I rated Lowe well enough to be an AB. Remember we were picking the likes of George Bridge above such players so theres no disputing a lot of bad decisions have been made by those last two coaches. Does a team like the ABs need a finicky winger who you have to adapt and change a lot of your style with to get benefit from? No, not really. But he still would have been a basic improvement on players like even Savea at the tail of his career, Bridge, and could even have converted into the answer of replacing Beauden at the back. Instead we persisted with NMS, Naholo, Havili, Reece, all players we would have cared even less about losing and all because Rieko had Lowe's number 11 jersey nailed down.


He was of course only 23 when he decided to leave, it was back in the beggining of the period they had started retaining players (from 2018 onwards I think, they came out saying theyre going to be more aggressive at some point). So he might, all of them, only just missed out.


The main point that Ed made is that situations like Lowe's, Aki's, JGP's, aren't going to happen in future. That's a bit of a "NZ" only problem, because those players need to reach such a high standard to be chosen by the All Blacks, were as a country like Ireland wants them a lot earlier like that.

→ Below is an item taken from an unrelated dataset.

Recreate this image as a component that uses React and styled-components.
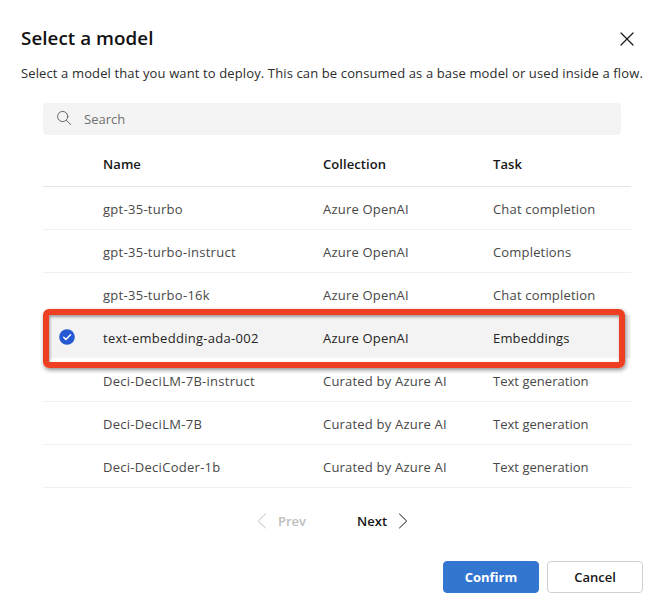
import React from "react";
import styled, { createGlobalStyle } from "styled-components";

const GlobalStyle = createGlobalStyle`
  * { box-sizing: border-box; }
  body {
    margin: 0;
    background: #fff;
    color: #2c2c2c;
    font: 400 13px/20px "Open Sans", "Noto Sans", sans-serif;
  }
  button { font: inherit; color: inherit; padding: 0; border: 0; background: none; }
`;

const Dialog = styled.main`
  width: 664px;
  height: 610px;
  padding: 24px 21px 0;
  overflow: hidden;
  background: #fff;
`;

const Header = styled.header`
  display: flex;
  justify-content: space-between;
  align-items: center;
  height: 28px;
  padding-right: 9px;
`;

const Title = styled.h1`
  margin: 0;
  font-size: 18.8px;
  line-height: 28px;
  font-weight: 600;
  color: #111;
  letter-spacing: 0.05px;
`;

const CloseButton = styled.button`
  display: flex;
  margin-top: 2px;
`;

const Description = styled.p`
  margin: 11px 0 0;
  height: 20px;
  white-space: nowrap;
  letter-spacing: 0.125px;
`;

const Content = styled.section`
  margin: 20px 12px 0 22px;
`;

const SearchBox = styled.label`
  display: flex;
  align-items: center;
  gap: 12px;
  width: 578px;
  height: 32px;
  padding-left: 13px;
  border-radius: 4px;
  background: #f4f4f4;
  color: #707070;

  svg { margin-top: -2px; }
`;

const Table = styled.div`
  position: relative;
  width: 588px;
  margin-top: 8px;
`;

const Row = styled.div`
  display: grid;
  grid-template-columns: 60px 220px 170px 1fr;
  align-items: center;
  height: 43px;
  border-bottom: 1px solid ${(p) => (p.$selected ? "#fff" : "#f0f0f0")};
  background: ${(p) => (p.$selected ? "#f3f3f3" : "transparent")};
  color: ${(p) => (p.$selected ? "#242424" : "#484848")};
  white-space: nowrap;
`;

const HeadRow = styled(Row)`
  height: 44px;
  padding-bottom: 1px;
  border-bottom-color: #e4e4e4;
  color: #161616;
  font-weight: 600;
  letter-spacing: 0.08px;
`;

const Cell = styled.span`
  padding-top: 1px;
  letter-spacing: ${(p) => p.$track}px;
`;

const Check = styled.span`
  display: flex;
  padding-left: 16px;
`;

const Highlight = styled.div`
  position: absolute;
  left: 0;
  top: 166px;
  width: 582px;
  height: 59px;
  border: 6px solid #ef3f22;
  border-radius: 6px;
  box-shadow: 1px 2px 4px rgba(0, 0, 0, 0.45), inset 1px 2px 3px rgba(0, 0, 0, 0.35);
`;

const Pager = styled.nav`
  display: flex;
  height: 20px;
  margin: 23px 0 0 214px;
  gap: 51px;
`;

const PageButton = styled.button`
  display: flex;
  align-items: center;
  gap: 11px;
  font-weight: 600;
  color: ${(p) => (p.$muted ? "#bdbdbd" : "#161616")};
`;

const Actions = styled.footer`
  display: flex;
  justify-content: flex-end;
  gap: 8px;
  margin-top: 30px;
`;

const ActionButton = styled.button`
  && {
    width: 96px;
    height: 32px;
    border: 1px solid ${(p) => (p.$primary ? "#3276cf" : "#d1d1d1")};
    border-radius: 4px;
    background: ${(p) => (p.$primary ? "#3276cf" : "#fff")};
    color: ${(p) => (p.$primary ? "#fff" : "#161616")};
    font-weight: ${(p) => (p.$primary ? 700 : 600)};
  }
`;

const models = [
  ["gpt-35-turbo", "Azure OpenAI", "Chat completion"],
  ["gpt-35-turbo-instruct", "Azure OpenAI", "Completions"],
  ["gpt-35-turbo-16k", "Azure OpenAI", "Chat completion"],
  ["text-embedding-ada-002", "Azure OpenAI", "Embeddings"],
  ["Deci-DeciLM-7B-instruct", "Curated by Azure AI", "Text generation"],
  ["Deci-DeciLM-7B", "Curated by Azure AI", "Text generation"],
  ["Deci-DeciCoder-1b", "Curated by Azure AI", "Text generation"],
];

const Chevron = ({ left }) => (
  <svg width="10" height="16" viewBox="0 0 10 16" fill="none" stroke="currentColor" strokeWidth="1">
    <path d={left ? "M8.7.8 1.2 8l7.5 7.2" : "m1.2.8 7.5 7.2-7.5 7.2"} />
  </svg>
);

export default function App() {
  return (
    <Dialog>
      <GlobalStyle />
      <Header>
        <Title>Select a model</Title>
        <CloseButton aria-label="Close">
          <svg width="14" height="14" viewBox="0 0 14 14" stroke="#161616" strokeWidth="1.2" strokeLinecap="round">
            <path d="m1 1 12 12M13 1 1 13" />
          </svg>
        </CloseButton>
      </Header>
      <Description>
        Select a model that you want to deploy. This can be consumed as a base model or used inside a flow.
      </Description>
      <Content>
        <SearchBox>
          <svg width="16" height="16" viewBox="0 0 16 16" fill="none" stroke="#666" strokeWidth="1" strokeLinecap="round">
            <circle cx="6.7" cy="6.5" r="5.1" />
            <path d="m10.4 10.3 4.4 4.4" />
          </svg>
          <span>Search</span>
        </SearchBox>
        <Table>
          <HeadRow>
            <span />
            <span>Name</span>
            <span>Collection</span>
            <span>Task</span>
          </HeadRow>
          {models.map(([name, collection, task], i) => (
            <Row key={name} $selected={i === 3}>
              <Check>
                {i === 3 && (
                  <svg width="16" height="16" viewBox="0 0 16 16" fill="none">
                    <circle cx="8" cy="8" r="7.8" fill="#2459d3" />
                    <path d="m4.7 8.3 2.2 2.2 4.6-4.7" stroke="#fff" strokeWidth="1.5" strokeLinecap="round" strokeLinejoin="round" />
                  </svg>
                )}
              </Check>
              <Cell $track={0.28}>{name}</Cell>
              <Cell $track={0.2}>{collection}</Cell>
              <Cell $track={task === "Text generation" ? 0.03 : 0.17}>{task}</Cell>
            </Row>
          ))}
          <Highlight />
        </Table>
        <Pager>
          <PageButton $muted><Chevron left />Prev</PageButton>
          <PageButton>Next<Chevron /></PageButton>
        </Pager>
      </Content>
      <Actions>
        <ActionButton $primary>Confirm</ActionButton>
        <ActionButton>Cancel</ActionButton>
      </Actions>
    </Dialog>
  );
}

This is basically the 'ready in 3 years' concept Ireland relied on, versus the '5 years and they've left' concept' were that player is now ready to be chosen by the All Blacks (given a contract to play Super, ala SBW, and hopefully Manu).


The 'mercenary' thing that will take longer to expire, and which I was referring to, is the grandparents rule. The new kids coming through now aren't going to have as many gp born overseas, so the amount of players that can leave with a prospect of International rugby offer are going to drop dramatically at some point. All these kiwi fellas playing for a PI, is going to stop sadly.

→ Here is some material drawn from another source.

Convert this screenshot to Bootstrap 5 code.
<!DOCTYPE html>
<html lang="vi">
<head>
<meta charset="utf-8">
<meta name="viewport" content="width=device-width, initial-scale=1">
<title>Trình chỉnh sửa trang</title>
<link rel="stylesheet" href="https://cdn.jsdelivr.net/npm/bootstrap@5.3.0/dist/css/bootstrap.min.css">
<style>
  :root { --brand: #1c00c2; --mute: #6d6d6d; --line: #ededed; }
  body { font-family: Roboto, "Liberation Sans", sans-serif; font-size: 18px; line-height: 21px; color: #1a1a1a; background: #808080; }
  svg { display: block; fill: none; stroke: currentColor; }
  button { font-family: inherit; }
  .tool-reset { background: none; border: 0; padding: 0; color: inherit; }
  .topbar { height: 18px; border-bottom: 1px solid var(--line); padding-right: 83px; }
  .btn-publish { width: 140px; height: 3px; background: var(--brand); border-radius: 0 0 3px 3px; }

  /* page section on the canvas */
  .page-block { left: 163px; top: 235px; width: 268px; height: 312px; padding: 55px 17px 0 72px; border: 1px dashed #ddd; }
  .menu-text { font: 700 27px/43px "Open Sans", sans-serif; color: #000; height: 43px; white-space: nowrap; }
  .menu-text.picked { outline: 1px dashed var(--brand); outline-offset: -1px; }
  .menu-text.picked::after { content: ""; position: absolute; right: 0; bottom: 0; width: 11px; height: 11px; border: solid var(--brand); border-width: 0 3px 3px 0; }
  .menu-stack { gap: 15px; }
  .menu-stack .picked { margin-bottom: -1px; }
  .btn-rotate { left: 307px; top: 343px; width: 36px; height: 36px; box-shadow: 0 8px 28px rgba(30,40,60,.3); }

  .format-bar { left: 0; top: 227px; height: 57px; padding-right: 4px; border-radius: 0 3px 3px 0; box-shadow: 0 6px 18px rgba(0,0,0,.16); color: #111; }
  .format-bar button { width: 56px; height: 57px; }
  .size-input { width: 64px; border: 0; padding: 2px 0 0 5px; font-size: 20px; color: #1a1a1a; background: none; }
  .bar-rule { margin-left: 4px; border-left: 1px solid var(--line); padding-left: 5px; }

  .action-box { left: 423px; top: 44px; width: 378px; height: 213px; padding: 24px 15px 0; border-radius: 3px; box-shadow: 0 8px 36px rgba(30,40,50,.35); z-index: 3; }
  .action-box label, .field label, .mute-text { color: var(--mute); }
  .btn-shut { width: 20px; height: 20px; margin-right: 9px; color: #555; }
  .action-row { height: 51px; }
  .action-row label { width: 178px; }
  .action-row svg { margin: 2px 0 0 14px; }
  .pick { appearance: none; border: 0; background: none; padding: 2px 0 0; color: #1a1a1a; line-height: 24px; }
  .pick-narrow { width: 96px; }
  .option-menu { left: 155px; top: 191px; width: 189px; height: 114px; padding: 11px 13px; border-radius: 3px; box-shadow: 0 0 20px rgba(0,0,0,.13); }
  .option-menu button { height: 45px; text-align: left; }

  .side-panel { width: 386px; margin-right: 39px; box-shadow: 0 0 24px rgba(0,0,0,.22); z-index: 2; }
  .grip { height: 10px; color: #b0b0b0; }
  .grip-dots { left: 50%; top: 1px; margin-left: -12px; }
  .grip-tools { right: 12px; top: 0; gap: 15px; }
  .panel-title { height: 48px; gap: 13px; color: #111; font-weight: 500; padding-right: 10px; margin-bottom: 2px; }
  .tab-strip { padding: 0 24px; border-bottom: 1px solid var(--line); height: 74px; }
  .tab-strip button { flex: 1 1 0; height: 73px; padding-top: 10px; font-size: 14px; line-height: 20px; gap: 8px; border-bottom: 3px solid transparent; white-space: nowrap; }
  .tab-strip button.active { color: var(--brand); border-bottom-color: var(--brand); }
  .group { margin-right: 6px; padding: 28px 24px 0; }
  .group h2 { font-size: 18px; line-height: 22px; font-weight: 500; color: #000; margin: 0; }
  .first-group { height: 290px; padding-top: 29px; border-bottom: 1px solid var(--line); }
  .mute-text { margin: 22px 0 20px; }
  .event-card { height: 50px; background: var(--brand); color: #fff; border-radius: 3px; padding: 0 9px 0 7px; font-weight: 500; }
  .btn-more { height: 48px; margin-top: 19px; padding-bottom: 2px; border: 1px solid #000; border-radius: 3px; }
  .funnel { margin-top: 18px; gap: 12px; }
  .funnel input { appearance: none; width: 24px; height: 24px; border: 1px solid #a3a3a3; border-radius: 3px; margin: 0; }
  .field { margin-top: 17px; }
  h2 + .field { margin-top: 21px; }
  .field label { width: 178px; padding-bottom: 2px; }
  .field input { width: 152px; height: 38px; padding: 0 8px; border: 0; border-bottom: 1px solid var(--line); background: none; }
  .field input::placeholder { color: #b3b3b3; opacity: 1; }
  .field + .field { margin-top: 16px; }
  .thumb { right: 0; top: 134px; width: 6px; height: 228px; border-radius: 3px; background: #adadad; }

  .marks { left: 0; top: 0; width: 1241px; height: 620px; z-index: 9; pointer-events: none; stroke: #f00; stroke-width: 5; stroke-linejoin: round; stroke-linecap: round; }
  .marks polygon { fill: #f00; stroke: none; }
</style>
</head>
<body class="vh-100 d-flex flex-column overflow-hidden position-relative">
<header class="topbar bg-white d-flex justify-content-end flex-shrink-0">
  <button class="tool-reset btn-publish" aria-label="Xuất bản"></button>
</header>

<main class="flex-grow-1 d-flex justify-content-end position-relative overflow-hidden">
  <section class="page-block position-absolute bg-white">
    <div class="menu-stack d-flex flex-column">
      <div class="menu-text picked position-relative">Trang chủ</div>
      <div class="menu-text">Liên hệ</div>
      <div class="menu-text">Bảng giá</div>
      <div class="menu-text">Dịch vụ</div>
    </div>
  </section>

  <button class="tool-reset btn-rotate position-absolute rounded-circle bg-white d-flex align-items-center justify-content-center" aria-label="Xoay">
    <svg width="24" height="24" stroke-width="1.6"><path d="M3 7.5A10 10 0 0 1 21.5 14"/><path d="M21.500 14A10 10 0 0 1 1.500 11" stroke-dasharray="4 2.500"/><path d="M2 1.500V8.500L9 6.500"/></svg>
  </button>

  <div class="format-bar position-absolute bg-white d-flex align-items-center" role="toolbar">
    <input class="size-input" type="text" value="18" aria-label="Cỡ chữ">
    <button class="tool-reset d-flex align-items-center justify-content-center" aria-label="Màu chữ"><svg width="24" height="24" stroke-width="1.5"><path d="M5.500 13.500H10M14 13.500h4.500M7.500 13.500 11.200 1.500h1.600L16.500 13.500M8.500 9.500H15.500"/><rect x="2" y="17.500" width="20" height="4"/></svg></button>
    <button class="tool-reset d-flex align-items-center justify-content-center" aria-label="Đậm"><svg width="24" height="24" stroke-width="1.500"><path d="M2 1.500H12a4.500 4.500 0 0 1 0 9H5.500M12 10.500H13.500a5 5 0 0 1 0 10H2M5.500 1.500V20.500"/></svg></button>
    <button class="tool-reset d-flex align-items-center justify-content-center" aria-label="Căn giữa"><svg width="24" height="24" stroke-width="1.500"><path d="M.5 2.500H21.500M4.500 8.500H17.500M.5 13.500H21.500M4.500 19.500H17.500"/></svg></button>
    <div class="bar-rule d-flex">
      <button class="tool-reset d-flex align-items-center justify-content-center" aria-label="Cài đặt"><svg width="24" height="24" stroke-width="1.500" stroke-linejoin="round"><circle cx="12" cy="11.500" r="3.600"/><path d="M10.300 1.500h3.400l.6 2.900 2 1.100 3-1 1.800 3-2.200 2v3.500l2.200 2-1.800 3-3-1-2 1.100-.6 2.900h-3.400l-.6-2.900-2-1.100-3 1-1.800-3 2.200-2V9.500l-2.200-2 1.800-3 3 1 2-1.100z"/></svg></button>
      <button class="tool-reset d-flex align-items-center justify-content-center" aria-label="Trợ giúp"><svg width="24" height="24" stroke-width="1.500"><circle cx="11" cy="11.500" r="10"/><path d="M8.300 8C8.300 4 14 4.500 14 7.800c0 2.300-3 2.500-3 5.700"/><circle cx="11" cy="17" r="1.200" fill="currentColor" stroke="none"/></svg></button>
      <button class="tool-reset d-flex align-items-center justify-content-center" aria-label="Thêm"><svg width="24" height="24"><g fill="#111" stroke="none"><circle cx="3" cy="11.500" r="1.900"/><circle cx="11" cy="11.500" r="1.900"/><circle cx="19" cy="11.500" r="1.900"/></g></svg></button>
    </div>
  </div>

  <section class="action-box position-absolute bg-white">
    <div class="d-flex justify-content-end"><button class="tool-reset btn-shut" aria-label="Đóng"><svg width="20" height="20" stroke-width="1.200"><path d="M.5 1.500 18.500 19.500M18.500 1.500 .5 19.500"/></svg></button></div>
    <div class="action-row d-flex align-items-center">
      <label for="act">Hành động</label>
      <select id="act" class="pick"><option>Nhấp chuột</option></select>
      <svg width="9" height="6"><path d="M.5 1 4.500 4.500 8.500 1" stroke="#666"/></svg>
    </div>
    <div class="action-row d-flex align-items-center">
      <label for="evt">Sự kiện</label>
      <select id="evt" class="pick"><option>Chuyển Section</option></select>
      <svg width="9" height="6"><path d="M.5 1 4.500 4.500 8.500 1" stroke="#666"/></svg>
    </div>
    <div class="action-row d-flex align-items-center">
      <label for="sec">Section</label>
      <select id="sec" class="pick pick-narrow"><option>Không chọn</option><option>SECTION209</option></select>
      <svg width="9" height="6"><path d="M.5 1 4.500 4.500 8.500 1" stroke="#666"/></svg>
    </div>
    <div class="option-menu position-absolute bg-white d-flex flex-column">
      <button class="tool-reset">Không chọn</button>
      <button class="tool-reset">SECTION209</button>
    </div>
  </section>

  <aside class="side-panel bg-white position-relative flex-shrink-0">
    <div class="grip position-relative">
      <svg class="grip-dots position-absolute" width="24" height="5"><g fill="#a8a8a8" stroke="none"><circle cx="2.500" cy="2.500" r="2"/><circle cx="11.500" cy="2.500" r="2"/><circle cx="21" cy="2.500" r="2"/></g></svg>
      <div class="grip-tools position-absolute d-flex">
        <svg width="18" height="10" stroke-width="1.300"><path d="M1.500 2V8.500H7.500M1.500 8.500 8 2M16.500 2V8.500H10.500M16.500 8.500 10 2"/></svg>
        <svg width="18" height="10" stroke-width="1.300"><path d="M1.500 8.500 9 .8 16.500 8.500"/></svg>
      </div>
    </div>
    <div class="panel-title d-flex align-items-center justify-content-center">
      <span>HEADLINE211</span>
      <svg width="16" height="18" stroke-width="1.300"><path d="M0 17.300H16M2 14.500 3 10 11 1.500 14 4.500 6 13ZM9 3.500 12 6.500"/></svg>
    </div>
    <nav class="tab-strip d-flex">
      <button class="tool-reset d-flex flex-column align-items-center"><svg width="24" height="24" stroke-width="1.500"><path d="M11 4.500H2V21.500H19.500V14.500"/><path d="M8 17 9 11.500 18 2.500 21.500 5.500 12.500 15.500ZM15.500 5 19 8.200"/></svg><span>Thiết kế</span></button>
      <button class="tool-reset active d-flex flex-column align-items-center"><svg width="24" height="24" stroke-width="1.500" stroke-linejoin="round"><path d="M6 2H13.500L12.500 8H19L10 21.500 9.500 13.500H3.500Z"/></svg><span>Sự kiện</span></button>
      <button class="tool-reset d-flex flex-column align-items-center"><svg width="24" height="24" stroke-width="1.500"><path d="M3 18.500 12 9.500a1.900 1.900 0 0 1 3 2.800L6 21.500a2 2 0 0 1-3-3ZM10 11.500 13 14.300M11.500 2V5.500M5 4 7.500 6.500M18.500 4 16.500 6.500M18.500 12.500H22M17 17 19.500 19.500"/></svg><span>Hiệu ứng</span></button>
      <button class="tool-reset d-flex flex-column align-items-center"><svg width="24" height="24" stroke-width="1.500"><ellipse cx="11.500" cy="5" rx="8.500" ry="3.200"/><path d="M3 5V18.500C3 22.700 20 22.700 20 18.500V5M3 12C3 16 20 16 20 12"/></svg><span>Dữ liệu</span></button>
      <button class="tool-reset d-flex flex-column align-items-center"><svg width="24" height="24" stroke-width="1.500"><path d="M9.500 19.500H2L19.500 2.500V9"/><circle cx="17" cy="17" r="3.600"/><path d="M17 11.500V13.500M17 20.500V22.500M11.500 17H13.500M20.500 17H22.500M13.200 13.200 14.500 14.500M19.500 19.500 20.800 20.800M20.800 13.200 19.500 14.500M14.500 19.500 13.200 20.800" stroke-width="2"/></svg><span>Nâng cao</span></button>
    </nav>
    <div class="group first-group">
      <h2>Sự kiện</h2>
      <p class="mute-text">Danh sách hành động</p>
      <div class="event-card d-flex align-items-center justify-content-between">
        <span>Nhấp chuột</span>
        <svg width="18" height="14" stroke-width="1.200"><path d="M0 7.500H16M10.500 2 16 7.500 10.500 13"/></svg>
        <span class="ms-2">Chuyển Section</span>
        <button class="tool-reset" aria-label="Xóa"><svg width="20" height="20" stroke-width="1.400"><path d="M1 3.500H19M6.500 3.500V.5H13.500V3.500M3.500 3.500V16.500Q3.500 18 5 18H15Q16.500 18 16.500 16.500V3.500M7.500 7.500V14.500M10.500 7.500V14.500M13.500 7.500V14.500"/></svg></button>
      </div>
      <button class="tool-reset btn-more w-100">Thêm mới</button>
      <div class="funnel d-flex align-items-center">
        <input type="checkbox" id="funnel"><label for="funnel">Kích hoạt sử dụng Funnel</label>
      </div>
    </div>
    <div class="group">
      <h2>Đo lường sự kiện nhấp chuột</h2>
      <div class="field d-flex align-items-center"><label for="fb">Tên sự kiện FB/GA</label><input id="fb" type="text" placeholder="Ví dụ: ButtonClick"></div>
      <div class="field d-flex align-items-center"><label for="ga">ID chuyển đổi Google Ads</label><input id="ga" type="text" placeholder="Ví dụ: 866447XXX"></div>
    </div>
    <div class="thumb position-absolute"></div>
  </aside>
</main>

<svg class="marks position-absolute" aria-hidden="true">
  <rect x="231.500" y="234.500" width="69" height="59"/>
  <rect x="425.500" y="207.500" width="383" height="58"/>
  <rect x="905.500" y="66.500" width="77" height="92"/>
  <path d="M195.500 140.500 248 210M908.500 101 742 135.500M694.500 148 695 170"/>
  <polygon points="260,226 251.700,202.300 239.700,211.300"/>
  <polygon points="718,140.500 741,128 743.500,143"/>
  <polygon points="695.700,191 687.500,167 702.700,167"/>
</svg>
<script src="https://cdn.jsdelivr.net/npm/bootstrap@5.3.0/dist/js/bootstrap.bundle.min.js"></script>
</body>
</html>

The new era problem that will replace those old concerns is now French and Japanese clubs (doing the same as NRL teams have done for decades by) picking kids out of school. The problem here is not so much a national identity one, than it is a farm system where 9 in 10 players are left with nothing. A stunted education and no support in a foreign country (well they'll get kicked out of those countries were they don't in Australia).


It's the same sort of situation were NZ would be the big guy, but there weren't many downsides with it. The only one I can think was brought up but a poster on this site, I can't recall who it was, but he seemed to know a lot of kids coming from the Islands weren't really given the capability to fly back home during school xms holidays etc. That is probably something that should be fixed by the union. Otherwise getting someone like Fakatava over here for his last year of school definitely results in NZ being able to pick the cherries off the top but it also allows that player to develop and be able to represent Tonga and under age and possibly even later in his career. Where as a kid being taken from NZ is arguably going to be worse off in every respect other than perhaps money. Not going to develop as a person, not going to develop as a player as much, so I have a lotof sympathy for NZs case that I don't include them in that group but I certainly see where you're coming from and it encourages other countries to think they can do the same while not realising they're making a much worse experience/situation.